The team found that they simply could not reproduce the levels of particles or ozone they measured in the Los Angeles area without including emissions from volatile chemical products. They also determined that people are exposed to very high concentrations of volatile compounds indoors.

Additional authors on the study were: Joost A. de Gouw, Stuart A. McKeen, Yu Yan Cui, Si-Wan Kim, CIRES and NOAA Chemical Sciences Division; Gregory J. Frost, James M. Roberts, Thomas B. Ryerson, and Michael Trainer, NOAA Chemical Sciences Division; Shantanu H. Jathar, Colorado State University and UC Davis; Ali Akherati, Colorado State University; Jose L. Jimenez, CIRES and CU Boulder; Julia Lee-Taylor, CIRES and National Center for Atmospheric Research; Patrick L. Hayes, Université de Montréal; Drew R. Gentner, Yale University; Gabriel Isaacman, NCAR; VanWertz, Virginia Tech; Allen H. Goldstein and Robert A. Harley, UC Berkeley.

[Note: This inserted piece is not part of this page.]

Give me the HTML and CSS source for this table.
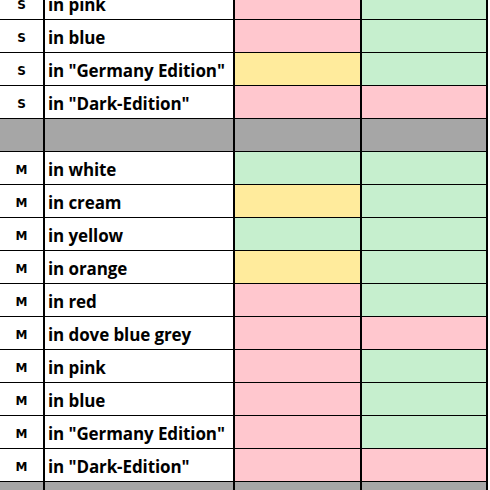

This research was supported by NOAA, the CIRES Visiting Fellowship Program, Aerodyne Research, Inc., the National Science Foundation and the Sloan Foundation. CIRES is a partnership of NOAA and the University of Colorado Boulder.


  • Brian C. McDonald, Joost A. De Gouw, Jessica B. Gilman, Shantanu H. Jathar, Ali Akherati, Christopher D. Cappa, Jose L. Jimenez, Julia Lee-Taylor, Patrick L. Hayes, Stuart A. McKeen, Yu Yan Cui, Si-Wan Kim, Drew R. Gentner, Gabriel Isaacman-Vanwertz, Allen H. Goldstein, Robert A. Harley, Gregory J. Frost, James M. Roberts, Thomas B. Ryerson, Michael Trainer (2018) “Volatile chemical products emerging as largest petrochemical source of urban organic emissions” Science Vol. 359, Issue 6377, pp. 760-764 doi: 10.1126/science.aaq0524



Question is: Can we do anything about reducing the damage from petrochemicals and fuels? We can switch over to EVs to reduce the vapor emissions from fuels...the others will take more thought; maybe even a change in the way society uses scented products for example.


With pesticides causing so much VOC pollution you can see why every environmental group is against corn ethanol as a replacement for plain gasoline.